PROBLEM STATEMENT » Check each line of the material below, and copy it if it holds the string "this".

[Code that builds pages]
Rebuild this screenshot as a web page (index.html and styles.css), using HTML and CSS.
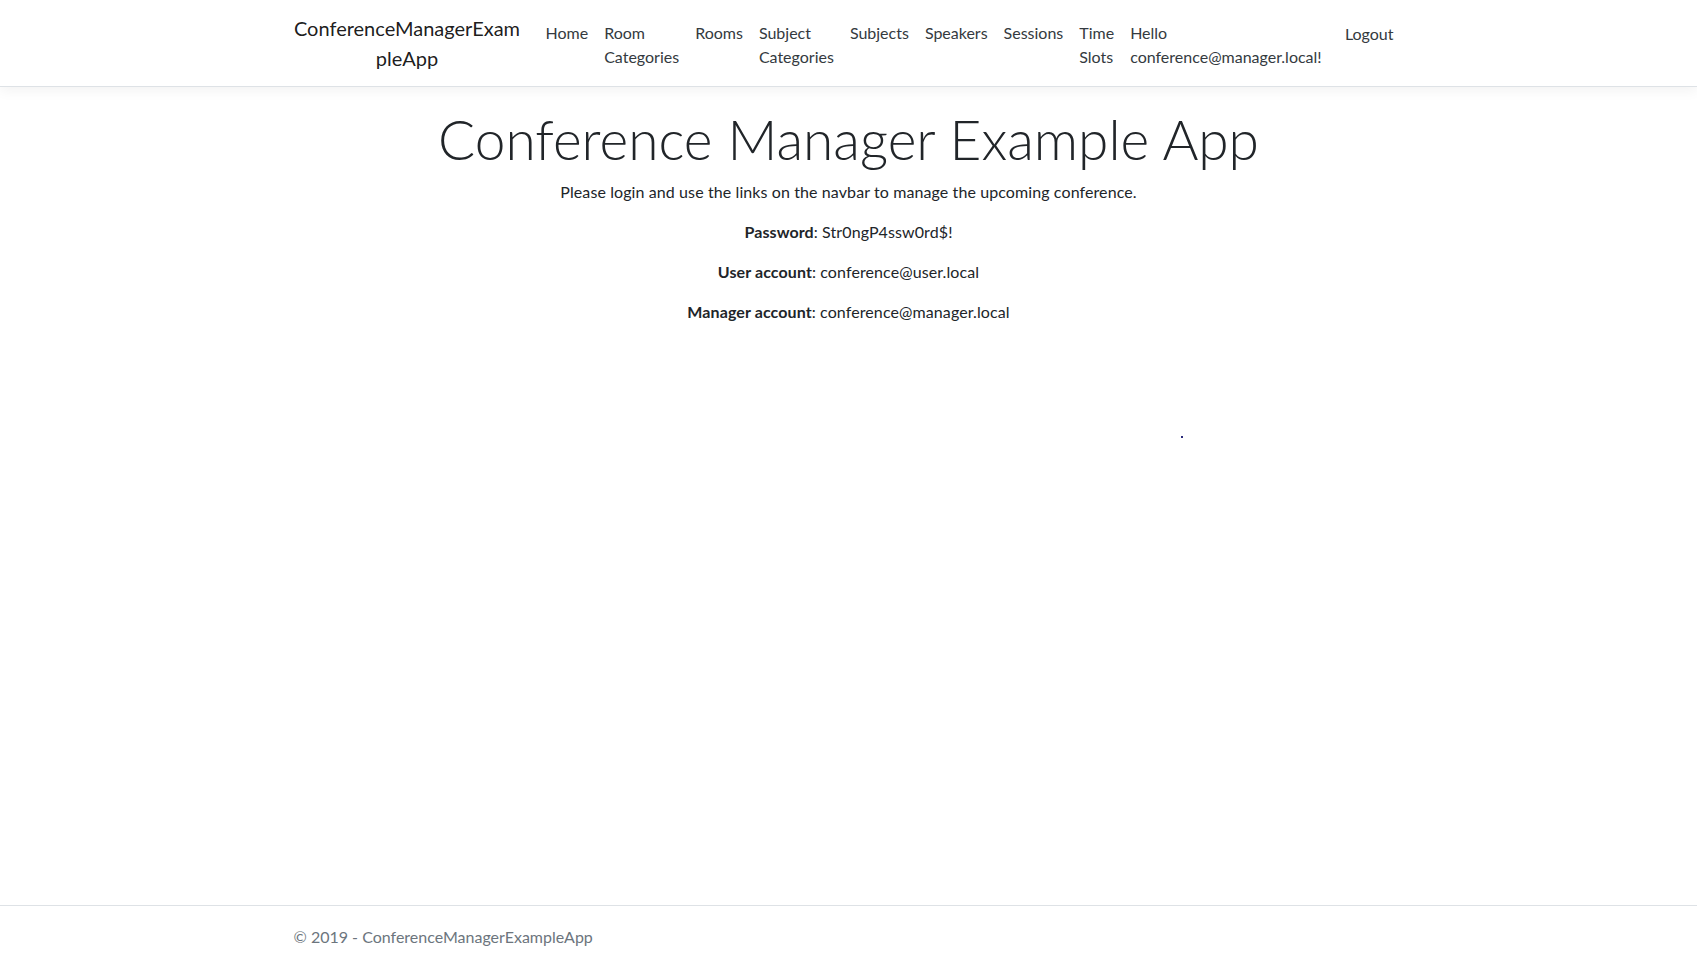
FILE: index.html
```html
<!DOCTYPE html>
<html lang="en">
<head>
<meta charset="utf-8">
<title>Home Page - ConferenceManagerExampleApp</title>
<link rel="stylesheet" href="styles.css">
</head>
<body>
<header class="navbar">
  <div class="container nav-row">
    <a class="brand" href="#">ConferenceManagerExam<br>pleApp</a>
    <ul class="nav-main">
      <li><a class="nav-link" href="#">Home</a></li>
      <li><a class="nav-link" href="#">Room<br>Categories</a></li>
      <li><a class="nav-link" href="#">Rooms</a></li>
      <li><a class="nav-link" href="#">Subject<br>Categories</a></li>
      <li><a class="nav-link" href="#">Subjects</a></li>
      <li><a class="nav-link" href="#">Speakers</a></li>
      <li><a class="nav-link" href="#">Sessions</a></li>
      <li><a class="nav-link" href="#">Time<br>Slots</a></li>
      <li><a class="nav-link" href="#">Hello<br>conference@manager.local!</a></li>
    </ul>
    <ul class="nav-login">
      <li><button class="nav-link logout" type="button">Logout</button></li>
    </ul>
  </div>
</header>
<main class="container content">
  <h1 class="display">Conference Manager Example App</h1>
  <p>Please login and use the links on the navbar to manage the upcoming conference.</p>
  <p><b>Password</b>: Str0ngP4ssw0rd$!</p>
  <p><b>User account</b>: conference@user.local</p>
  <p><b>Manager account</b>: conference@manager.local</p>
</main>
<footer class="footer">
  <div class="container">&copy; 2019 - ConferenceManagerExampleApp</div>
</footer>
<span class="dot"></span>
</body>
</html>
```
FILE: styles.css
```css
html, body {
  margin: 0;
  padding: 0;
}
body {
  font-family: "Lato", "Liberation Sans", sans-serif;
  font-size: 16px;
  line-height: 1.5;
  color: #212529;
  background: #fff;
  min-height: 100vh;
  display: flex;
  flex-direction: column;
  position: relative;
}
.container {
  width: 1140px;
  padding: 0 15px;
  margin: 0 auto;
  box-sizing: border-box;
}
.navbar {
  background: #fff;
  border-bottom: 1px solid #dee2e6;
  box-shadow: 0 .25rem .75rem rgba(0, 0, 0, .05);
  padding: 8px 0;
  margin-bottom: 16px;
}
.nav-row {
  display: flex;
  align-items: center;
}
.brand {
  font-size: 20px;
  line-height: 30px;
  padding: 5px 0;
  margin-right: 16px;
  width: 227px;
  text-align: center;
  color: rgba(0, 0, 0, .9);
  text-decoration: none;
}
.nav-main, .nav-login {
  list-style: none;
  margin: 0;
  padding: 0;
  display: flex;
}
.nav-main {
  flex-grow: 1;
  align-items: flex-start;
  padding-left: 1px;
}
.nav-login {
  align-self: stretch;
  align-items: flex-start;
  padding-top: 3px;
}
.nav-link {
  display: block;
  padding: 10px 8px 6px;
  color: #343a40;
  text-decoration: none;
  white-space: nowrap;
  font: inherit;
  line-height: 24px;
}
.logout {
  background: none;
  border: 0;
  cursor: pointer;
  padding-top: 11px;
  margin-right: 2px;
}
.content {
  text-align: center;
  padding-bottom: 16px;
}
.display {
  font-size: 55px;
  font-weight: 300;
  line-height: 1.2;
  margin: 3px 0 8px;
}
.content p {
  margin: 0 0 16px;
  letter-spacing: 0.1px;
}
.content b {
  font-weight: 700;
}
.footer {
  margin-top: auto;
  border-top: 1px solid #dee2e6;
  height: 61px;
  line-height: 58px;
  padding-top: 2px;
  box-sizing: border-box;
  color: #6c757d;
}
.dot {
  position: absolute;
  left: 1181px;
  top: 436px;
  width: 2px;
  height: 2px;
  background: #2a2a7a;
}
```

==

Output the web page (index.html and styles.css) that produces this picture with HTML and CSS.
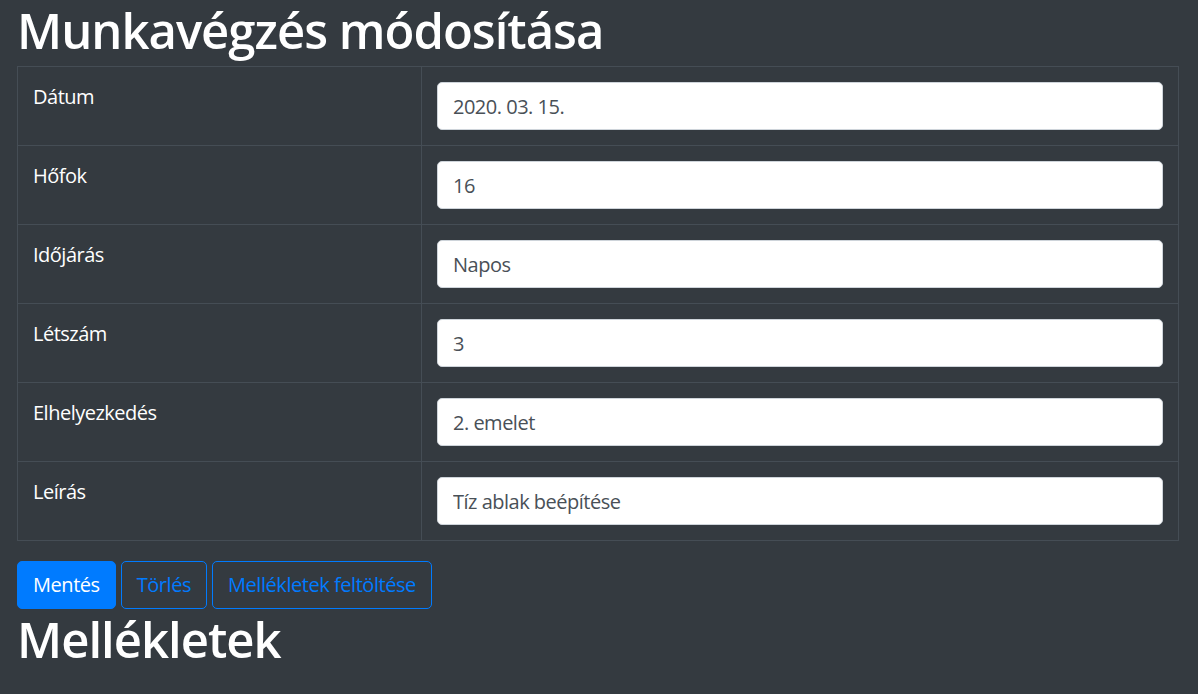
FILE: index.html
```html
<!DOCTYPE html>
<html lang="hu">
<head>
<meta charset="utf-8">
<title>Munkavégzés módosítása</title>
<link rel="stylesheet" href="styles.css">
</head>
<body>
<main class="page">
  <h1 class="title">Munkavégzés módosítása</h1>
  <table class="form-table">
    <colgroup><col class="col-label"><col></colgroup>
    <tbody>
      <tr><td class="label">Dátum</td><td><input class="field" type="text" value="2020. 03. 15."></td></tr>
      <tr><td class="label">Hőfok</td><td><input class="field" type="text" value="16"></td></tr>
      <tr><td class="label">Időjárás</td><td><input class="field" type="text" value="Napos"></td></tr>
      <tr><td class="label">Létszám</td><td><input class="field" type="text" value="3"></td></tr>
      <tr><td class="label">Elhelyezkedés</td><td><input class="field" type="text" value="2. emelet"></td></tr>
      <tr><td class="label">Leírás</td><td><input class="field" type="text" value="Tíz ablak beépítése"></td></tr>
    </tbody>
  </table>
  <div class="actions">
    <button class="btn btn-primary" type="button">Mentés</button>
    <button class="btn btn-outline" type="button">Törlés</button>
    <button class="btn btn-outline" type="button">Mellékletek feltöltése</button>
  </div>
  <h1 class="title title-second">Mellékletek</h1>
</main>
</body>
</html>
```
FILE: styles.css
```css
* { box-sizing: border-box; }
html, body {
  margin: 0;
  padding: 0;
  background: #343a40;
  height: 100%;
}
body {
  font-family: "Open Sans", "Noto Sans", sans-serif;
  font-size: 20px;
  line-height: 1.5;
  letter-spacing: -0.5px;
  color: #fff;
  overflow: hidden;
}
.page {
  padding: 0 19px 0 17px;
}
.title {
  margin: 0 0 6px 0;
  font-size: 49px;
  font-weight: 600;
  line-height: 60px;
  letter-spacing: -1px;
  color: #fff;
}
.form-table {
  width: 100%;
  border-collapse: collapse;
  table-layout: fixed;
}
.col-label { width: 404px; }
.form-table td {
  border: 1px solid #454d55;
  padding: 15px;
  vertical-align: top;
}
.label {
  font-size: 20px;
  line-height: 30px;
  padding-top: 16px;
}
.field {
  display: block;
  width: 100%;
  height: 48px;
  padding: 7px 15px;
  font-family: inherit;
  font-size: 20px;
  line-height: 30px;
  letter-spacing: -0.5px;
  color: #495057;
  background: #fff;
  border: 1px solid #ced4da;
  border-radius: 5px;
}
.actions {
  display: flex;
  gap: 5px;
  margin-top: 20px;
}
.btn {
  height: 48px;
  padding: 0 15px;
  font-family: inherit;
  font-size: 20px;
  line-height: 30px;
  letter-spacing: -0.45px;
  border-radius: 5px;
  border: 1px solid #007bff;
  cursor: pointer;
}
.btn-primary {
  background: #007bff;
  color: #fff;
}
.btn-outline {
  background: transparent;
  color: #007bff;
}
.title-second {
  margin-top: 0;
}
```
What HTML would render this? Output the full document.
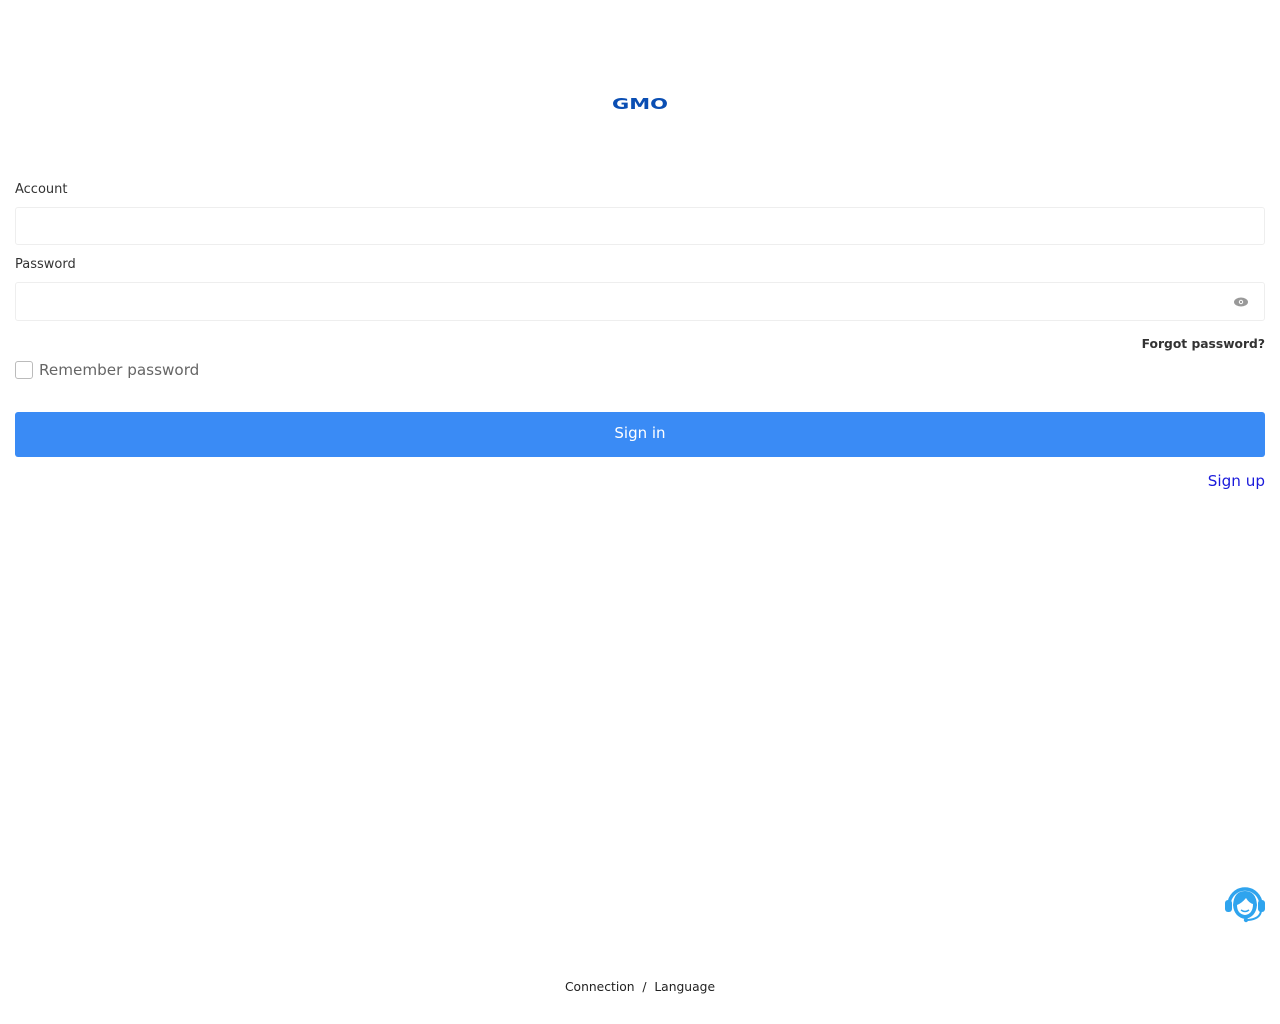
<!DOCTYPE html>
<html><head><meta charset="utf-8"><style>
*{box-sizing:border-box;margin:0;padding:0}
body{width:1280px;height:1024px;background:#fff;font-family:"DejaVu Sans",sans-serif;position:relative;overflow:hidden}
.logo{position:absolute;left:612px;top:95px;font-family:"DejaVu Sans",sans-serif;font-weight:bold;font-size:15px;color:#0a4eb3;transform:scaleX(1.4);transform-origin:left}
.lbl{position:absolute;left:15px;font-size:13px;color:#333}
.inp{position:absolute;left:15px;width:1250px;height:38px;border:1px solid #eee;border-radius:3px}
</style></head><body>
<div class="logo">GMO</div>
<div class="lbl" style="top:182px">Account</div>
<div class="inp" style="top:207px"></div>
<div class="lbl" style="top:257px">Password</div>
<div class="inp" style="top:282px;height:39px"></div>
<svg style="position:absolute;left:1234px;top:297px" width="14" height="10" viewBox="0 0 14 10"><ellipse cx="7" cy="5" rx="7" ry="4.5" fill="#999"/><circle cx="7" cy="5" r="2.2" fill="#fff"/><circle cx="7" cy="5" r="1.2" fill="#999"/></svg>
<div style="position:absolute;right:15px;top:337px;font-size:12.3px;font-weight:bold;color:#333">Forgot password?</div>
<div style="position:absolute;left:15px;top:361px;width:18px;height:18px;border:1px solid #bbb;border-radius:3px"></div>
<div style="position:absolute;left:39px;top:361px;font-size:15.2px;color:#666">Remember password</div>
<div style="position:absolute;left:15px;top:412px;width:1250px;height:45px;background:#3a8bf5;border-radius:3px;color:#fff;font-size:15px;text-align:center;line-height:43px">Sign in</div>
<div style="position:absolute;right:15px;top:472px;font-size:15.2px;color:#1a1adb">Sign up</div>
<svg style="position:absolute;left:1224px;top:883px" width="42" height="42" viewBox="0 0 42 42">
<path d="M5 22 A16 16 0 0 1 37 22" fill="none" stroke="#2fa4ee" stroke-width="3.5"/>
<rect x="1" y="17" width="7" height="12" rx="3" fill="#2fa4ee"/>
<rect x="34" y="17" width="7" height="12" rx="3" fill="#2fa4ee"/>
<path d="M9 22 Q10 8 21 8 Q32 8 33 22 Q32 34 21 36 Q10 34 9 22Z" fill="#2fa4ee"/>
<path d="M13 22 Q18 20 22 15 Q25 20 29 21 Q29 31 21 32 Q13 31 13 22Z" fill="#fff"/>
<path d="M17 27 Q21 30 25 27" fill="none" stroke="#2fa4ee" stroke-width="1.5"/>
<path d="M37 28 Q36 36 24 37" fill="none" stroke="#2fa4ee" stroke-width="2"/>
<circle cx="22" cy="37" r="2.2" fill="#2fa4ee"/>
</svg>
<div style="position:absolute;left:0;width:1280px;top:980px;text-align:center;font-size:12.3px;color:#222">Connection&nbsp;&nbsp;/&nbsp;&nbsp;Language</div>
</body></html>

THE RESULT »
Rebuild this screenshot as a web page (index.html and styles.css), using HTML and CSS.
Output the web page (index.html and styles.css) that produces this picture with HTML and CSS.
What HTML would render this? Output the full document.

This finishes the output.